Diana Cooke was the last of a her line, a line unbroken back to Pocahontas. By the end of World War I, when Diana makes her much awaited debut, her beloved Saratoga is an albatross around her neck, one that compels her to marry a brash "Captain" whose greatest attribute is his bank account. Almost immediately they loath one another, seeking out new ways to exact cruelty one on the other, the only mutual interest being the unearthly love each possesses for their son, Ashton.

The Captain's death relieves Diana of the burden of being his wife, though leaves her again financially on the brink. Not until her grown son is sent down from Yale and returns home permanently, prep school and university roommate in tow, will her finances - and the state of Saratoga - be set right. Saratoga saved, every other aspect of Diana's life quickly spins away from her, resulting, we can only assume in the tragedy that opens the forward: Saratoga a fire-scarred ruins, the bones among the ash presumed to be those of the mistress.
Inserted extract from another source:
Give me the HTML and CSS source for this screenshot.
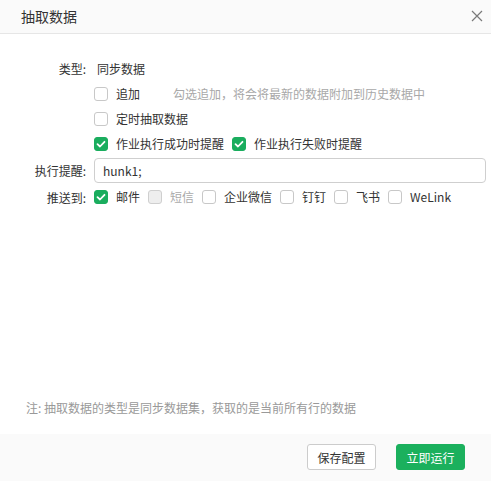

So here's my take: So. Much. Melodrama. I alternated between enjoying the story Robert Goolrick was creating and feeling it was just too much. Like, too, too much. In the same way, the prose was frequently beautiful, but occasionally too overdone. Perhaps this was a tool Goolrick used to create an overwrought, melodramatic narrative. If this is how the reader is intended to feel, well done. If not, I could have gone in for just a little less drama and fewer beautiful words.

Three-and-a-half stars.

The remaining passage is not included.